Please transcribe the data below exactly. Leave the pictures out.

= = =

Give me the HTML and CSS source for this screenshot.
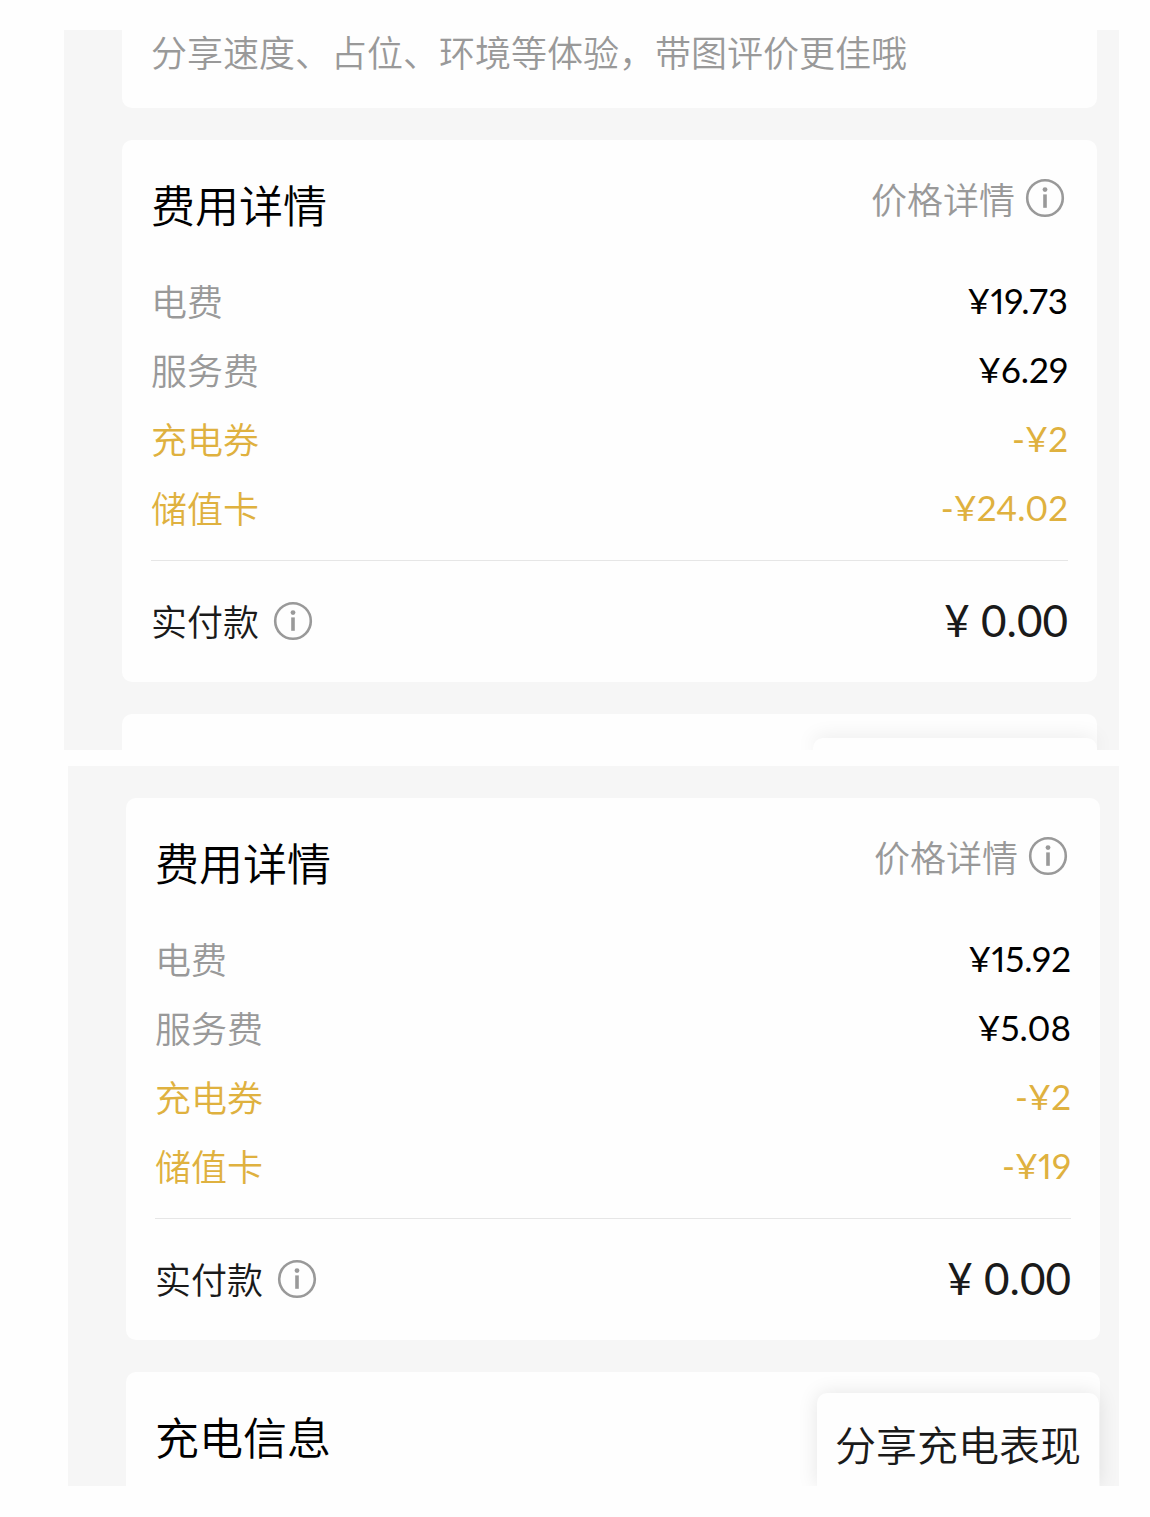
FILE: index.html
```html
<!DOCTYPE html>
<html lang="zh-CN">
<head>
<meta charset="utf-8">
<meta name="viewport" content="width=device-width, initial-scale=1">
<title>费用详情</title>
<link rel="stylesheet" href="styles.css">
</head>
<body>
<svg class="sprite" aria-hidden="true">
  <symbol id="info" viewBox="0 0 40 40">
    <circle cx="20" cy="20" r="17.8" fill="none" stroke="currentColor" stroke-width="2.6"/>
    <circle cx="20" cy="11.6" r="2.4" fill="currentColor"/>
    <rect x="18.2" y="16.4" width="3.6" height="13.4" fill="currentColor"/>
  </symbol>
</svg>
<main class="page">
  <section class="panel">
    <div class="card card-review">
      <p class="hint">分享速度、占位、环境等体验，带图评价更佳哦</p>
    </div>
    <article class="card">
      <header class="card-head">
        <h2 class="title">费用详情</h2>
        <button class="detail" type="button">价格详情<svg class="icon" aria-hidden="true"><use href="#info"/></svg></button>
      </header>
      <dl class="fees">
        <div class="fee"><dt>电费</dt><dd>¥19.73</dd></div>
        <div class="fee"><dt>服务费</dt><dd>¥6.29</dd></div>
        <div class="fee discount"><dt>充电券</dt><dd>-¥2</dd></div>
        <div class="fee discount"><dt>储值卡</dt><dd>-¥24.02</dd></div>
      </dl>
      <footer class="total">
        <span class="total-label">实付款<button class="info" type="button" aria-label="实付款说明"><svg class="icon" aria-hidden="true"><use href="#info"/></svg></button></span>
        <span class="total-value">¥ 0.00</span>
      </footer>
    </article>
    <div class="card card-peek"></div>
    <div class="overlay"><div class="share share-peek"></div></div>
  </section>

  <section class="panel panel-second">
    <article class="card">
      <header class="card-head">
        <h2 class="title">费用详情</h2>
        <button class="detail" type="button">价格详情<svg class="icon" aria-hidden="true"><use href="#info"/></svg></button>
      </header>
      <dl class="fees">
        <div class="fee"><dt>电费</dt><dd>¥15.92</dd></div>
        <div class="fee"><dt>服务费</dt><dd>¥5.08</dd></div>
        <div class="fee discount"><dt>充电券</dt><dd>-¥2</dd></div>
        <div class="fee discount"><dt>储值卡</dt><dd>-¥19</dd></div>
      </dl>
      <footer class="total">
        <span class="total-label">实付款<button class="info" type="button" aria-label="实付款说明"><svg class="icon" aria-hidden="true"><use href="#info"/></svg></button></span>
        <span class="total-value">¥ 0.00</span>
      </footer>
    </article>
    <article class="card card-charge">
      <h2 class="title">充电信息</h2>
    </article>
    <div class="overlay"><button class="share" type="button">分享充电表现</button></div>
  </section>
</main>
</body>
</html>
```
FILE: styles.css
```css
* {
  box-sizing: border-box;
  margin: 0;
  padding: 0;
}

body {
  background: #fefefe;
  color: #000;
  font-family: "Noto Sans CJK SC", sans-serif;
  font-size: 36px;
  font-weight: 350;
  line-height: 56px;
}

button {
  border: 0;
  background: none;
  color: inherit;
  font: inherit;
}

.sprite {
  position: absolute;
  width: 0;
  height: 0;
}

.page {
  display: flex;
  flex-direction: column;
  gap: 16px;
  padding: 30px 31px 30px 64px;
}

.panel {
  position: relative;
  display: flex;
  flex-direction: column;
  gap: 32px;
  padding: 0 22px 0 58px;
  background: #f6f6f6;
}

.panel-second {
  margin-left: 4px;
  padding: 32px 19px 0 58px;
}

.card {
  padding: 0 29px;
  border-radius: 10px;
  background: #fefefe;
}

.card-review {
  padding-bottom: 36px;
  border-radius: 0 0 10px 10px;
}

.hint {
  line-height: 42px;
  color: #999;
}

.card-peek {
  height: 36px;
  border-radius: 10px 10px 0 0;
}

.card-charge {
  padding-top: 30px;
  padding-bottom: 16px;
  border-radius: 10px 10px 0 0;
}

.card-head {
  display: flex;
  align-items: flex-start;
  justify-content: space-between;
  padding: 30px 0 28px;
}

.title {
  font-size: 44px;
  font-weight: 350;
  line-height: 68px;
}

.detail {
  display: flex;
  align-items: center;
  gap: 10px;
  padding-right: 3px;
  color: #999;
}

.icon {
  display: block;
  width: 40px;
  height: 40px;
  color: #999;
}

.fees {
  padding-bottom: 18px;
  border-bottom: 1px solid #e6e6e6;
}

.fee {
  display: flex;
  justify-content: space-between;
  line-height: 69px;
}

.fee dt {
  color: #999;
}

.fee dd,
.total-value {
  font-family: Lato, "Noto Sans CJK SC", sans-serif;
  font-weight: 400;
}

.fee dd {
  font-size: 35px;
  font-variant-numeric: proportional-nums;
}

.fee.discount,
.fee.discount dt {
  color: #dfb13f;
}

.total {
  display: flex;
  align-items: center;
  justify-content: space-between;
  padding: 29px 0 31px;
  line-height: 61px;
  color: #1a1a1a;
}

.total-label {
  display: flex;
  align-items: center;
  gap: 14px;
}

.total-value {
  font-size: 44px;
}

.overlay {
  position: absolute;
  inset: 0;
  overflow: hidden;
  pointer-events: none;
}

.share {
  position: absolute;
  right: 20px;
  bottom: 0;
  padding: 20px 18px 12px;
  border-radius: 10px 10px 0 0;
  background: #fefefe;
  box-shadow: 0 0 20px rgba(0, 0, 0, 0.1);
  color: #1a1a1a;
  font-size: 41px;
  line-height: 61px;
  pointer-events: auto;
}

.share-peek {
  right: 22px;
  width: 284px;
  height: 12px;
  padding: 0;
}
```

= = =

RESULT OF THE EXERCISE:
Give me the HTML and CSS source for this screenshot.
FILE: index.html
```html
<!DOCTYPE html>
<html lang="zh-CN">
<head>
<meta charset="utf-8">
<meta name="viewport" content="width=device-width, initial-scale=1">
<title>费用详情</title>
<link rel="stylesheet" href="styles.css">
</head>
<body>
<svg class="sprite" aria-hidden="true">
  <symbol id="info" viewBox="0 0 40 40">
    <circle cx="20" cy="20" r="17.8" fill="none" stroke="currentColor" stroke-width="2.6"/>
    <circle cx="20" cy="11.6" r="2.4" fill="currentColor"/>
    <rect x="18.2" y="16.4" width="3.6" height="13.4" fill="currentColor"/>
  </symbol>
</svg>
<main class="page">
  <section class="panel">
    <div class="card card-review">
      <p class="hint">分享速度、占位、环境等体验，带图评价更佳哦</p>
    </div>
    <article class="card">
      <header class="card-head">
        <h2 class="title">费用详情</h2>
        <button class="detail" type="button">价格详情<svg class="icon" aria-hidden="true"><use href="#info"/></svg></button>
      </header>
      <dl class="fees">
        <div class="fee"><dt>电费</dt><dd>¥19.73</dd></div>
        <div class="fee"><dt>服务费</dt><dd>¥6.29</dd></div>
        <div class="fee discount"><dt>充电券</dt><dd>-¥2</dd></div>
        <div class="fee discount"><dt>储值卡</dt><dd>-¥24.02</dd></div>
      </dl>
      <footer class="total">
        <span class="total-label">实付款<button class="info" type="button" aria-label="实付款说明"><svg class="icon" aria-hidden="true"><use href="#info"/></svg></button></span>
        <span class="total-value">¥ 0.00</span>
      </footer>
    </article>
    <div class="card card-peek"></div>
    <div class="overlay"><div class="share share-peek"></div></div>
  </section>

  <section class="panel panel-second">
    <article class="card">
      <header class="card-head">
        <h2 class="title">费用详情</h2>
        <button class="detail" type="button">价格详情<svg class="icon" aria-hidden="true"><use href="#info"/></svg></button>
      </header>
      <dl class="fees">
        <div class="fee"><dt>电费</dt><dd>¥15.92</dd></div>
        <div class="fee"><dt>服务费</dt><dd>¥5.08</dd></div>
        <div class="fee discount"><dt>充电券</dt><dd>-¥2</dd></div>
        <div class="fee discount"><dt>储值卡</dt><dd>-¥19</dd></div>
      </dl>
      <footer class="total">
        <span class="total-label">实付款<button class="info" type="button" aria-label="实付款说明"><svg class="icon" aria-hidden="true"><use href="#info"/></svg></button></span>
        <span class="total-value">¥ 0.00</span>
      </footer>
    </article>
    <article class="card card-charge">
      <h2 class="title">充电信息</h2>
    </article>
    <div class="overlay"><button class="share" type="button">分享充电表现</button></div>
  </section>
</main>
</body>
</html>
```
FILE: styles.css
```css
* {
  box-sizing: border-box;
  margin: 0;
  padding: 0;
}

body {
  background: #fefefe;
  color: #000;
  font-family: "Noto Sans CJK SC", sans-serif;
  font-size: 36px;
  font-weight: 350;
  line-height: 56px;
}

button {
  border: 0;
  background: none;
  color: inherit;
  font: inherit;
}

.sprite {
  position: absolute;
  width: 0;
  height: 0;
}

.page {
  display: flex;
  flex-direction: column;
  gap: 16px;
  padding: 30px 31px 30px 64px;
}

.panel {
  position: relative;
  display: flex;
  flex-direction: column;
  gap: 32px;
  padding: 0 22px 0 58px;
  background: #f6f6f6;
}

.panel-second {
  margin-left: 4px;
  padding: 32px 19px 0 58px;
}

.card {
  padding: 0 29px;
  border-radius: 10px;
  background: #fefefe;
}

.card-review {
  padding-bottom: 36px;
  border-radius: 0 0 10px 10px;
}

.hint {
  line-height: 42px;
  color: #999;
}

.card-peek {
  height: 36px;
  border-radius: 10px 10px 0 0;
}

.card-charge {
  padding-top: 30px;
  padding-bottom: 16px;
  border-radius: 10px 10px 0 0;
}

.card-head {
  display: flex;
  align-items: flex-start;
  justify-content: space-between;
  padding: 30px 0 28px;
}

.title {
  font-size: 44px;
  font-weight: 350;
  line-height: 68px;
}

.detail {
  display: flex;
  align-items: center;
  gap: 10px;
  padding-right: 3px;
  color: #999;
}

.icon {
  display: block;
  width: 40px;
  height: 40px;
  color: #999;
}

.fees {
  padding-bottom: 18px;
  border-bottom: 1px solid #e6e6e6;
}

.fee {
  display: flex;
  justify-content: space-between;
  line-height: 69px;
}

.fee dt {
  color: #999;
}

.fee dd,
.total-value {
  font-family: Lato, "Noto Sans CJK SC", sans-serif;
  font-weight: 400;
}

.fee dd {
  font-size: 35px;
  font-variant-numeric: proportional-nums;
}

.fee.discount,
.fee.discount dt {
  color: #dfb13f;
}

.total {
  display: flex;
  align-items: center;
  justify-content: space-between;
  padding: 29px 0 31px;
  line-height: 61px;
  color: #1a1a1a;
}

.total-label {
  display: flex;
  align-items: center;
  gap: 14px;
}

.total-value {
  font-size: 44px;
}

.overlay {
  position: absolute;
  inset: 0;
  overflow: hidden;
  pointer-events: none;
}

.share {
  position: absolute;
  right: 20px;
  bottom: 0;
  padding: 20px 18px 12px;
  border-radius: 10px 10px 0 0;
  background: #fefefe;
  box-shadow: 0 0 20px rgba(0, 0, 0, 0.1);
  color: #1a1a1a;
  font-size: 41px;
  line-height: 61px;
  pointer-events: auto;
}

.share-peek {
  right: 22px;
  width: 284px;
  height: 12px;
  padding: 0;
}
```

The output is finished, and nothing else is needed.